Northern New Jersey’s first regional travel demand model (a conventional four-step model) was developed in the late 1980s by the New Jersey Department of Transportation and NJTPA. This model was calibrated using data from a home interview survey conducted in 1986, along with 1980 census data. The model was called the North Jersey Regional Transportation Model (NJRTM) and ran on TRANPLAN software. Modifications and enhancements throughout the early 1990s included multi-modal improvements and the incorporation of an accessibility feedback routine in 1994. The model underwent major validations in the late 1990s and early 2000s to incorporate the 1990 census data and results of the 1997/1998 NJTPA/NYMTC Household Interview Survey.

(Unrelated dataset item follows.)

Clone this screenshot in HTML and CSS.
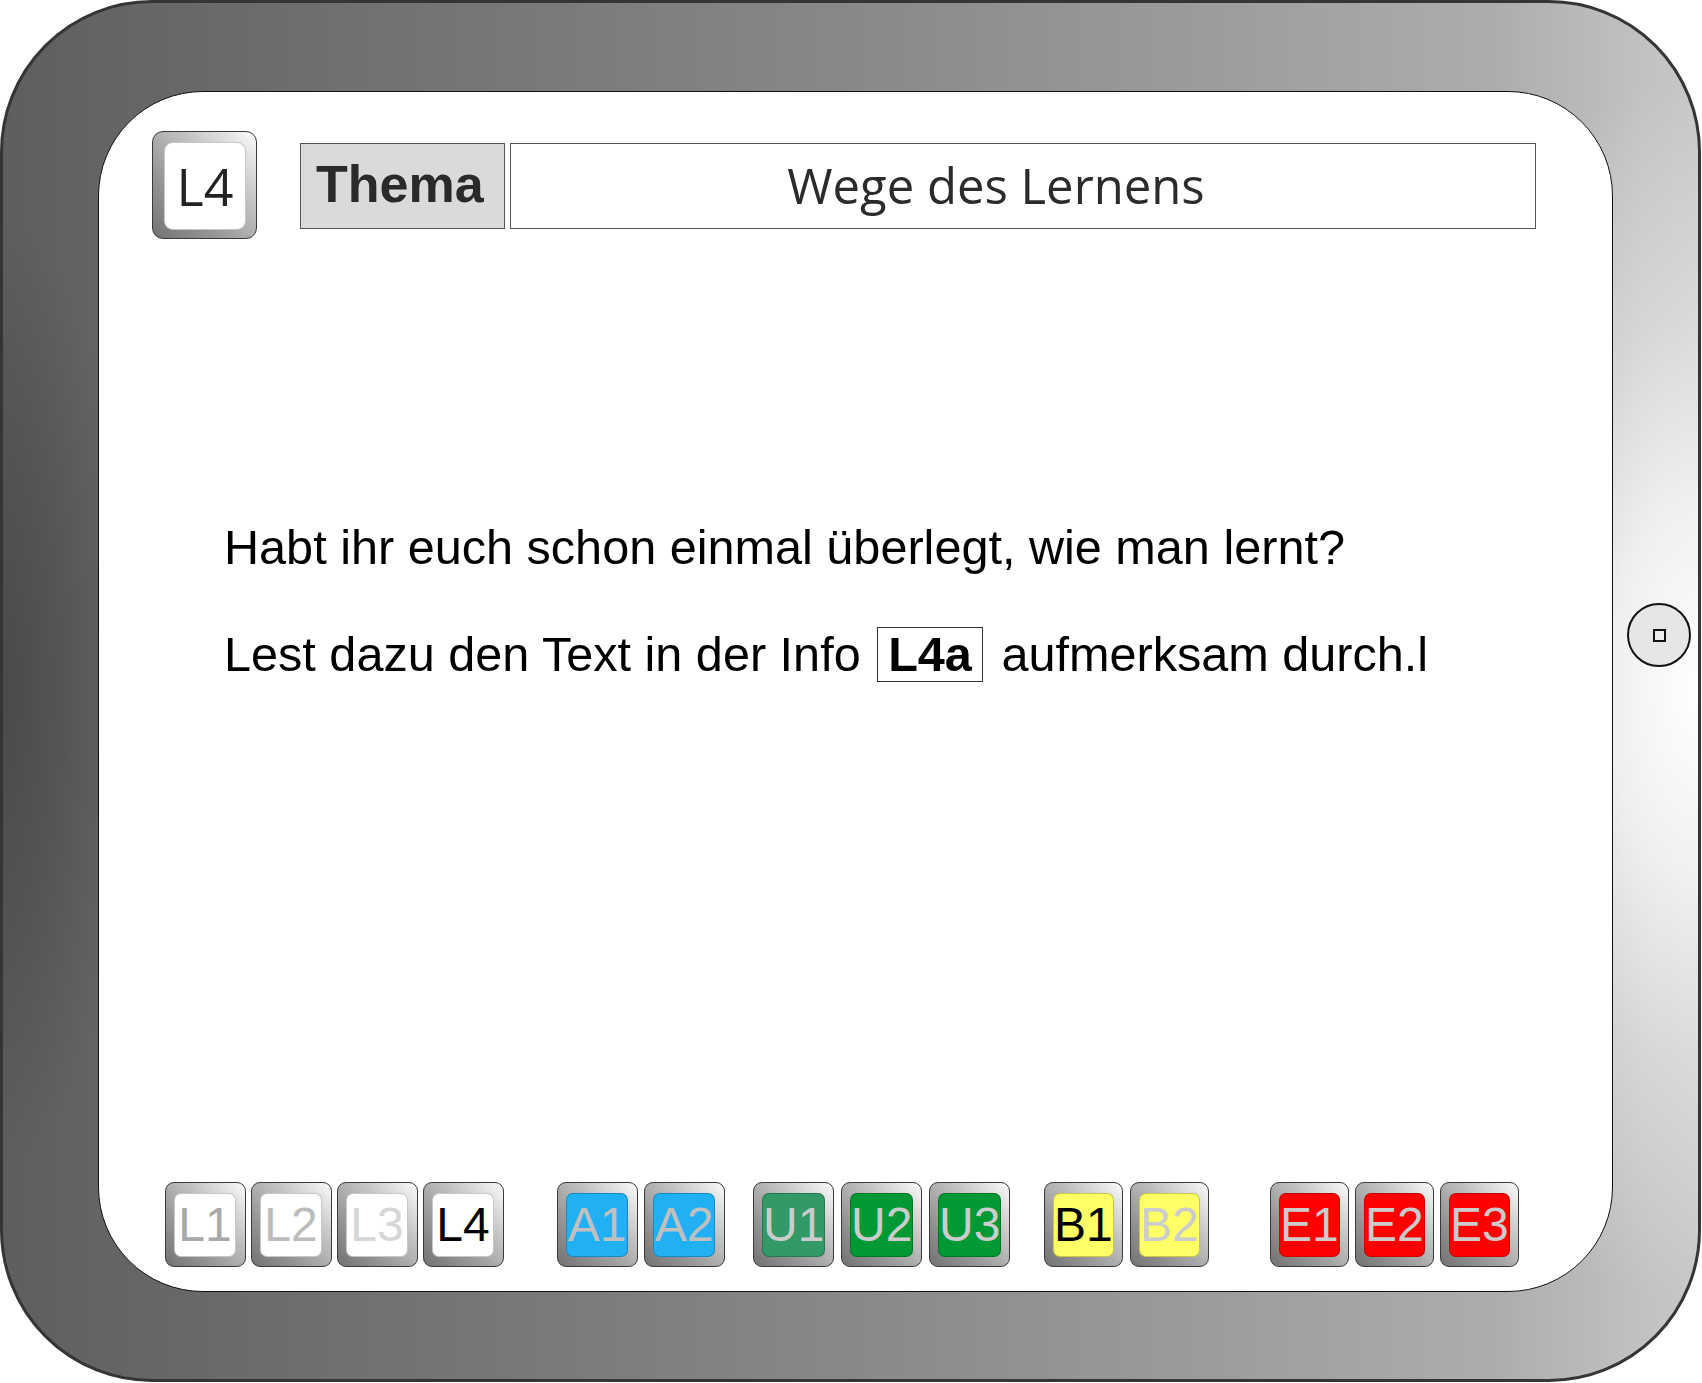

NJTPA and other agencies continued to use this model for air quality conformity and other planning analyses until 2007 when the newly enhanced model was completed.

Characteristics of the NJRTM model

In its final configuration, the NJRTM area consisted of the thirteen county North Jersey region; external stations were used to represent travel to and from places outside the region including New York City

The NJRTM had 1,377 traffic analysis zones and 74 external stations. The highway network included most arterials (major and minor) including most 500 level county roads but did not include many collector or local roads. There were three separate networks for the three different time periods used for running the model: AM peak (6:30am to 8:30am), PM peak (3:30pm to 6:00pm) and off peak (all other times).

The model had four trip purposes:

  • Home Based Work (trips between home and work),

  • Home Based Shopping (trips between home and shopping destinations),

  • Home Based Other (all other trips from or to home), and

  • Non-Home Based (all other trips that has home as neither an origin nor destination, e.g., a trip from work to the movies).

The model had six modes for most trip purposes (seven modes for the Home Based Work trip purpose):

  • Driving Alone (SOV),

  • Carpooling with 2, 3, or more occupants per vehicle (HOV-2, HOV-3, HOV-4+ (only for Home Based Work)),

  • Walking to Transit,

  • Driving to Transit, and

  • Trucks.

The model’s unique accessibility feedback loop reallocated a small amount of demographic data based on a measure of accessibility for each zone after the first model assignment iteration. This feature served to recognize how settlement and land development patterns orient themselves toward places with good transportation access.